* **WHAT IS EXPECTED**
Return the lines where the word "this" occurs.
┌─ GIVEN INFORMATION
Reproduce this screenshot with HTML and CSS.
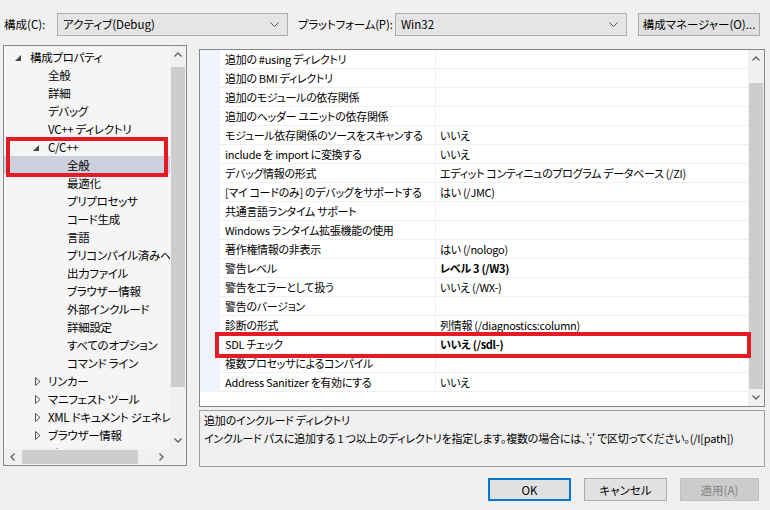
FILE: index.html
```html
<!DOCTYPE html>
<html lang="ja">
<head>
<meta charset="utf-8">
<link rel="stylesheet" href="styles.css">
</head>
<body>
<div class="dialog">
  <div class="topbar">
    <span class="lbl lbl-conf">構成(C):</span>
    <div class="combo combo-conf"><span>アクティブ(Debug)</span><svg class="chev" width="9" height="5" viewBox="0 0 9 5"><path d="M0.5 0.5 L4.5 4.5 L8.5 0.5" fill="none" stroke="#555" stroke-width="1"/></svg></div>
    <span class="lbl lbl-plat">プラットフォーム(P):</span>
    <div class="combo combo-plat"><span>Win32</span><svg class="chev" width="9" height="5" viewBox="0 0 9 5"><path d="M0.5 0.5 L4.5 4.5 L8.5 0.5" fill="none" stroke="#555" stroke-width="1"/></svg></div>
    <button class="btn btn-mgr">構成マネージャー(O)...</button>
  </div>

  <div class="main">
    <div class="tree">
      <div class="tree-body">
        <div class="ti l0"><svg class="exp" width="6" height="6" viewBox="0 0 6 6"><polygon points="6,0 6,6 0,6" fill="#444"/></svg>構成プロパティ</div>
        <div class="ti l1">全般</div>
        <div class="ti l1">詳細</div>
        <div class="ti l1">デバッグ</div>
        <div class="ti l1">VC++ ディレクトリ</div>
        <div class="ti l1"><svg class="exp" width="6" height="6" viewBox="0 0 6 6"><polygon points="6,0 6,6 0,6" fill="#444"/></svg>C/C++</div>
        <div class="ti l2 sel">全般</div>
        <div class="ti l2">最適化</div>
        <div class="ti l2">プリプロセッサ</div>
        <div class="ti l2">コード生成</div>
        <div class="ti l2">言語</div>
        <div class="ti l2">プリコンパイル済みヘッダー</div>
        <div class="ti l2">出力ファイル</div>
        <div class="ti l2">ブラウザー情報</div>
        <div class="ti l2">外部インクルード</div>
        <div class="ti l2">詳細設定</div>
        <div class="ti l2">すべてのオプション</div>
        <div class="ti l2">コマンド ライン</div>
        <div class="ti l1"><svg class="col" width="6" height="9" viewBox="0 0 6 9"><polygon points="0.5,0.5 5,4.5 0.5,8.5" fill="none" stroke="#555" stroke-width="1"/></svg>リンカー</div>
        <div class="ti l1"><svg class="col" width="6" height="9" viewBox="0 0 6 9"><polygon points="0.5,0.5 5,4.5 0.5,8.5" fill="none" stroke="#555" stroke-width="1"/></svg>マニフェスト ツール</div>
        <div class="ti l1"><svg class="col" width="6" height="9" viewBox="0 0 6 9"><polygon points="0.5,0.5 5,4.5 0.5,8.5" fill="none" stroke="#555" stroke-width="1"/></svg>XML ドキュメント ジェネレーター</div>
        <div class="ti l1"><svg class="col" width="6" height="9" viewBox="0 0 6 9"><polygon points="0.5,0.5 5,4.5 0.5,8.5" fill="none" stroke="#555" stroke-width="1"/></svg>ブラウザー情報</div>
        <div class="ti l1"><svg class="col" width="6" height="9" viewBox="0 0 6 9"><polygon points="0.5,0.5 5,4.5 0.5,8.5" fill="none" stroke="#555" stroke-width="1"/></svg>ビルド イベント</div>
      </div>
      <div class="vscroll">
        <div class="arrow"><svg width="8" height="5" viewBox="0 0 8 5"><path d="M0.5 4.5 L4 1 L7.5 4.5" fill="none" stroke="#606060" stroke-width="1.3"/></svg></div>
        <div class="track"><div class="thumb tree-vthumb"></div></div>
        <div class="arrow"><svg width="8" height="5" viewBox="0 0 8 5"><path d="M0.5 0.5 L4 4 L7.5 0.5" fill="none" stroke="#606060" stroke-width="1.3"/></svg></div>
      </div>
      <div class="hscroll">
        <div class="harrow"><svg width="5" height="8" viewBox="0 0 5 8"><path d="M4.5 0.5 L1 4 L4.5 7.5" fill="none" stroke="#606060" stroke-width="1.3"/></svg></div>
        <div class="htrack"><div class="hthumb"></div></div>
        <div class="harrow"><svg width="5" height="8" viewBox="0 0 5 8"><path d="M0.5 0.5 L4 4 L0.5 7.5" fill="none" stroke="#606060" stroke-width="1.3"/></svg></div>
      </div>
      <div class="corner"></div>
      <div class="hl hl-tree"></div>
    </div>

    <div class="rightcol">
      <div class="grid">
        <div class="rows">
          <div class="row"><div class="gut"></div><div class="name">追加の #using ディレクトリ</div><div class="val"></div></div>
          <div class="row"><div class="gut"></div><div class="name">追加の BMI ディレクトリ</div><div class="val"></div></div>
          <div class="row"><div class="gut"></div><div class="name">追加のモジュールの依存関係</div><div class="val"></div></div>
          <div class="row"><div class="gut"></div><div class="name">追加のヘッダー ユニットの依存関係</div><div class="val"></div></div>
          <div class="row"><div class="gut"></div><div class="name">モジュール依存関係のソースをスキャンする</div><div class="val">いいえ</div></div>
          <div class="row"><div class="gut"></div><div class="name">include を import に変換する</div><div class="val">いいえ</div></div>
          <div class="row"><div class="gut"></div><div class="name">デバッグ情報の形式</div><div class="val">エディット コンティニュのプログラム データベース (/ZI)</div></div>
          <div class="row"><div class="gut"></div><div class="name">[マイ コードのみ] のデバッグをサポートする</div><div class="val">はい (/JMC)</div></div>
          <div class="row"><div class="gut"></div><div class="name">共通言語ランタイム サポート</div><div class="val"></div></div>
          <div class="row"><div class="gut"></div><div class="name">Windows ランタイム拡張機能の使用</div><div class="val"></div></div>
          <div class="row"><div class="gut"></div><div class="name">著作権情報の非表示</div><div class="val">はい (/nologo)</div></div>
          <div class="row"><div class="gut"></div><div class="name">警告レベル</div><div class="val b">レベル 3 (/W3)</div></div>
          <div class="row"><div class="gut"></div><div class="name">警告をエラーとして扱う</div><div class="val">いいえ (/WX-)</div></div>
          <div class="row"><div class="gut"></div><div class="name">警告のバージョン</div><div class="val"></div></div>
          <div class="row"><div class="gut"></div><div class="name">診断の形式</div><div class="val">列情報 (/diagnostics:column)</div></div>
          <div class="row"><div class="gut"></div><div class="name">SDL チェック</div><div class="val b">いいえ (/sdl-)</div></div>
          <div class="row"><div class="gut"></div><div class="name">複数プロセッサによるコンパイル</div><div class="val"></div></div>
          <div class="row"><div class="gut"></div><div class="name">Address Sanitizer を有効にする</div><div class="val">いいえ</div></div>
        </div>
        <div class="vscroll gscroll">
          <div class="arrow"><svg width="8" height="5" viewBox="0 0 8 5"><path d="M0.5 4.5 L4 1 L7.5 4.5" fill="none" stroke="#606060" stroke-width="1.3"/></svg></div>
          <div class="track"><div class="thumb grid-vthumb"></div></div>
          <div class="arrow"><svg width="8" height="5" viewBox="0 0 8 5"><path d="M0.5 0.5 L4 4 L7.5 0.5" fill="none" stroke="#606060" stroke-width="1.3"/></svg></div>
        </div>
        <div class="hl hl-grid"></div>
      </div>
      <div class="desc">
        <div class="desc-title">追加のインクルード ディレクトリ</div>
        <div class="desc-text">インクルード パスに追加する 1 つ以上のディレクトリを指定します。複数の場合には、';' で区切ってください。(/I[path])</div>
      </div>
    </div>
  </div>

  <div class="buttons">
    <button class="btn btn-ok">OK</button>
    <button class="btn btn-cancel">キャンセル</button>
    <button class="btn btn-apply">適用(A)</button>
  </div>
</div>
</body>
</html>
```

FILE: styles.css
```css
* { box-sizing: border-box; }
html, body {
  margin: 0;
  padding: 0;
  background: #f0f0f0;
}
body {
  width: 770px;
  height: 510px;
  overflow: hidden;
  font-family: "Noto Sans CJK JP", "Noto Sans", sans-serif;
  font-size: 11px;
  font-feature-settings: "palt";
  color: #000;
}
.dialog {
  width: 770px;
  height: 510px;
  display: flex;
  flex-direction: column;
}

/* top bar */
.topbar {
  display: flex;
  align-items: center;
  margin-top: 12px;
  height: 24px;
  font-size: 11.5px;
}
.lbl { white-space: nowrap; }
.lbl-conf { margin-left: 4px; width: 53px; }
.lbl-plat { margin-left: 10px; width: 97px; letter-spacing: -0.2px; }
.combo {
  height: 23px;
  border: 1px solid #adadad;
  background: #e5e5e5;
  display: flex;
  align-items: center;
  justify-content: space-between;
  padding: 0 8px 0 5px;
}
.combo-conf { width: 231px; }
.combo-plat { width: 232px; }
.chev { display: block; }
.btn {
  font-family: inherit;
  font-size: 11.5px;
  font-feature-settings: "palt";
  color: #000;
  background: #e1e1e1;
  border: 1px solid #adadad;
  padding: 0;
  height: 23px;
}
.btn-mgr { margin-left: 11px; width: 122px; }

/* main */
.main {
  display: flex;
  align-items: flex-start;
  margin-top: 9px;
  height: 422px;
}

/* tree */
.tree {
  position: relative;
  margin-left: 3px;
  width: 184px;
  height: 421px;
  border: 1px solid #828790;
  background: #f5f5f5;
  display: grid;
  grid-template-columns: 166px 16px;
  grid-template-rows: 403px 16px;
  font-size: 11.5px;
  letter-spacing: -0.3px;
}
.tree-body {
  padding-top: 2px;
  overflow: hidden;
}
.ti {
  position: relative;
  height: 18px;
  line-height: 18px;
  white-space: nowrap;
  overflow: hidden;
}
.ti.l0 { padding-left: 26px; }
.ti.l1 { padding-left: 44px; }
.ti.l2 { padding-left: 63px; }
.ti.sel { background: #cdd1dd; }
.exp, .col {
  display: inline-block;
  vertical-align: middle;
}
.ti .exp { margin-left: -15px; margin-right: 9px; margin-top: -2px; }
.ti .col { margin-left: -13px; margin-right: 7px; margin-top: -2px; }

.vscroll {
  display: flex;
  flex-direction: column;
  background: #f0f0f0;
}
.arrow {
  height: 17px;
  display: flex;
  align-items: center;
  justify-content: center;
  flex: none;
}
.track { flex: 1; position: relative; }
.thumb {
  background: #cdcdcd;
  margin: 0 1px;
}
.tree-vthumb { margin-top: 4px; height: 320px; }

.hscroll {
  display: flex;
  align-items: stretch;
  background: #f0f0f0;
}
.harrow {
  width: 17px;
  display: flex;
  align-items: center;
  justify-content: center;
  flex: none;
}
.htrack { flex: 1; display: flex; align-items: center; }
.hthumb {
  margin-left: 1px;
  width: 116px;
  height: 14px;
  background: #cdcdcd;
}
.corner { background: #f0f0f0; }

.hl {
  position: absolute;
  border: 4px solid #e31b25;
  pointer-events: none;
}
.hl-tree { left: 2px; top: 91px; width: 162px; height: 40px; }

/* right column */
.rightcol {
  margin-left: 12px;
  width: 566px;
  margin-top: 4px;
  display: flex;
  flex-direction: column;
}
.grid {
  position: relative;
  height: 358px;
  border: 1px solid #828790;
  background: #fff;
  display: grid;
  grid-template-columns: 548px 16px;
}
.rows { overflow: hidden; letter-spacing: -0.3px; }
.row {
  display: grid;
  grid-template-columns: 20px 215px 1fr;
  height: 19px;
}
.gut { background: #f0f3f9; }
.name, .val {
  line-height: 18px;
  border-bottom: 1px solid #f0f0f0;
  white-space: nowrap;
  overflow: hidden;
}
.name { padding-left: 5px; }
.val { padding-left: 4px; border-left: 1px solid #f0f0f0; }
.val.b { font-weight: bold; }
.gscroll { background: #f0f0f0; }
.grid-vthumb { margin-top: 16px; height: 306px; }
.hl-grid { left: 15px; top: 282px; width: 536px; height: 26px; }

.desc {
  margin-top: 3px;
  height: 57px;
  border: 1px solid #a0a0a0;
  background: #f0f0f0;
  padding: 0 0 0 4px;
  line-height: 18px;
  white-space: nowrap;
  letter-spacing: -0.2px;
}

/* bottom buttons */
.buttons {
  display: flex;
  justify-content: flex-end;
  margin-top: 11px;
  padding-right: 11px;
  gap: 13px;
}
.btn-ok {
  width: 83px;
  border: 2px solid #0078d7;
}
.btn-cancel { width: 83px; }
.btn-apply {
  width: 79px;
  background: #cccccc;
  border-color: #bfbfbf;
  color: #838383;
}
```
└─
┌─ GIVEN INFORMATION
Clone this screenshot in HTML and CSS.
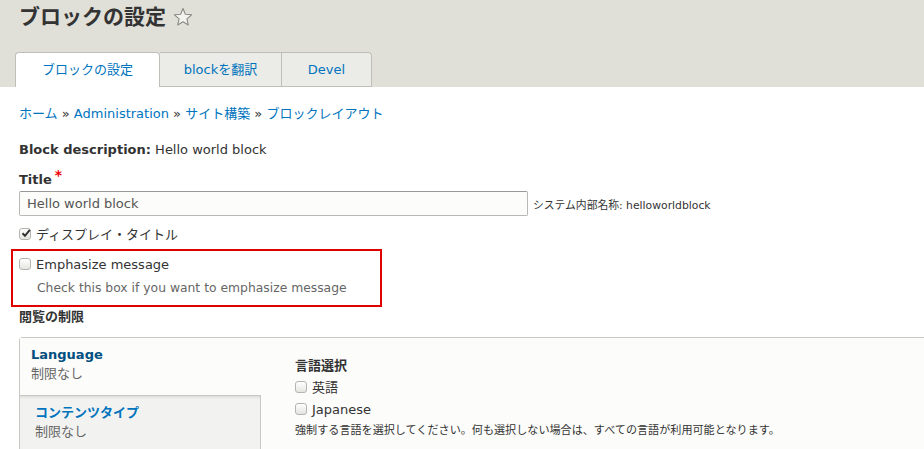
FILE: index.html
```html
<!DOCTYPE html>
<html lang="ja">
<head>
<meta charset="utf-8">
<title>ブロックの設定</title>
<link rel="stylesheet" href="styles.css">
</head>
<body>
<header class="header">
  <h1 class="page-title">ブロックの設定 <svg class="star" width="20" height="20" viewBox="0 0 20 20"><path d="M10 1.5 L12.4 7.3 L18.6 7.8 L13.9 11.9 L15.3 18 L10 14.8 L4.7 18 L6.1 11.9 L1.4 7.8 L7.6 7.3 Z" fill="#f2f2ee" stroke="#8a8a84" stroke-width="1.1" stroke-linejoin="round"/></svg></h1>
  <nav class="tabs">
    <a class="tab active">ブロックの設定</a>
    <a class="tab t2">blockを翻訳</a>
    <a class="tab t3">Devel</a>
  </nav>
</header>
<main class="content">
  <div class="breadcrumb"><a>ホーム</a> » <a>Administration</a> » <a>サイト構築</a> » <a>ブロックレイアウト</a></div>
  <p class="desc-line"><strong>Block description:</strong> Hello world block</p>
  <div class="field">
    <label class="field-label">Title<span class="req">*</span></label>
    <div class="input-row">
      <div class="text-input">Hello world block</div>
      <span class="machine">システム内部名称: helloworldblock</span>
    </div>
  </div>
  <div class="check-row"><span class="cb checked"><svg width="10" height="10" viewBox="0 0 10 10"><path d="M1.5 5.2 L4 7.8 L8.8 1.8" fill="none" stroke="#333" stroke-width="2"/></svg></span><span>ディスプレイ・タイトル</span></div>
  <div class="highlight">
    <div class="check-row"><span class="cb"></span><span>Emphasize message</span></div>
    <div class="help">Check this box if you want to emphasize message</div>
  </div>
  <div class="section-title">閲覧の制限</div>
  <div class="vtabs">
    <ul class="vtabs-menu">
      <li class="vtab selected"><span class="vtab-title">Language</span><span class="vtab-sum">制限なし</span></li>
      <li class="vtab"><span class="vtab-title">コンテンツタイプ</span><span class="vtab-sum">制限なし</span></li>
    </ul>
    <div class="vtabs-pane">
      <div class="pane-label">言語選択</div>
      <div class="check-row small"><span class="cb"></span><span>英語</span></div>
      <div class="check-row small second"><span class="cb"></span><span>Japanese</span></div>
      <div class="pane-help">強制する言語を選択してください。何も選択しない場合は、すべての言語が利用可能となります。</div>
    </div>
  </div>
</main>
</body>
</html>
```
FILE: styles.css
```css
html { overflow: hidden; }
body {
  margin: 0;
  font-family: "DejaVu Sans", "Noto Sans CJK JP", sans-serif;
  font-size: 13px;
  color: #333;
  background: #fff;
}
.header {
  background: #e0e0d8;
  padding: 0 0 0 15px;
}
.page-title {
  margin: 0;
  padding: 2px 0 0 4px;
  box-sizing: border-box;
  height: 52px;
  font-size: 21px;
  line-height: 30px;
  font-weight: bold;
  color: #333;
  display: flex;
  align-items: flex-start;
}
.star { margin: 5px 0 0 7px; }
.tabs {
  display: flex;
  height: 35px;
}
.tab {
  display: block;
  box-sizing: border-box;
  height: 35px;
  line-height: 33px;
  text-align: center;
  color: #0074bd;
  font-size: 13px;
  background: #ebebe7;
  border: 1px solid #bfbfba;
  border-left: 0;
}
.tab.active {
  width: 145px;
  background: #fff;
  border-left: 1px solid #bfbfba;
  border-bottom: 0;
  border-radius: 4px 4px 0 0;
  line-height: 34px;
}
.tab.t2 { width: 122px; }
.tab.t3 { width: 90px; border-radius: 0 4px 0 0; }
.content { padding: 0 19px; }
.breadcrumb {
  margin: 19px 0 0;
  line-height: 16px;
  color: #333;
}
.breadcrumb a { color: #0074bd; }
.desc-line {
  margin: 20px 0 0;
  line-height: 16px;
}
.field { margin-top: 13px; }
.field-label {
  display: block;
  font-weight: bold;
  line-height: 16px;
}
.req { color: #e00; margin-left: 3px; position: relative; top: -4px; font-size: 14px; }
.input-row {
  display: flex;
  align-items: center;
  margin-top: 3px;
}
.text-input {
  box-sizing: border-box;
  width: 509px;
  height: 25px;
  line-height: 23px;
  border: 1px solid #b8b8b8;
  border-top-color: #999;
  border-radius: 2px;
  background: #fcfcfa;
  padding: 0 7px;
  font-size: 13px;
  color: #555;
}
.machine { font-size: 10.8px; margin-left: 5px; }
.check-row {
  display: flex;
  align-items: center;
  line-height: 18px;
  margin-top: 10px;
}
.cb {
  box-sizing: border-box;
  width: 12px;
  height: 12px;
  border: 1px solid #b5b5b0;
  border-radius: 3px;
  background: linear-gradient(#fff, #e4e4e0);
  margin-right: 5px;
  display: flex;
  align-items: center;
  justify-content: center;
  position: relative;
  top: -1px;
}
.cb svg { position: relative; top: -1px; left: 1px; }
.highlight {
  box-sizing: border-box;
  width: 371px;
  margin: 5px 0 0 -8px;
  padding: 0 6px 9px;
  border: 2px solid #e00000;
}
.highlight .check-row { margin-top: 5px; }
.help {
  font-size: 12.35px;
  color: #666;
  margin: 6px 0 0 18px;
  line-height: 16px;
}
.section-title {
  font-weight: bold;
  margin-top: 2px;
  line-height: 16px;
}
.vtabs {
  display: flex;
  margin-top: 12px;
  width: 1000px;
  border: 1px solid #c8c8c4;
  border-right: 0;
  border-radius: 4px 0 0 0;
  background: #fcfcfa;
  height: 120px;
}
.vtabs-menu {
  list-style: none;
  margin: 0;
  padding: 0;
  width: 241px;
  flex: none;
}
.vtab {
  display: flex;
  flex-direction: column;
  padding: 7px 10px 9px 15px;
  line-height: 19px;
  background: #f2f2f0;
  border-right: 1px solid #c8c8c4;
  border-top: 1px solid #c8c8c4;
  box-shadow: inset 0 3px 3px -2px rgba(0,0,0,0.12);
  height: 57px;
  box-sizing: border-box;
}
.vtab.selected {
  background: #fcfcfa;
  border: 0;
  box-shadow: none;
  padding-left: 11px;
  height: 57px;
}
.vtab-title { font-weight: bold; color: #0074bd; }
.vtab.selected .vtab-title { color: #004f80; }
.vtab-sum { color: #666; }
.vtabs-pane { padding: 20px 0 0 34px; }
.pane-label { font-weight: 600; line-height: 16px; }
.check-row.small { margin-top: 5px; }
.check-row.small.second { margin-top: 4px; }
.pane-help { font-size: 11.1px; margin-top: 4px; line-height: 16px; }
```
└─
* **OUTPUT**
Reproduce this screenshot with HTML and CSS.
Clone this screenshot in HTML and CSS.
    <div class="help">Check this box if you want to emphasize message</div>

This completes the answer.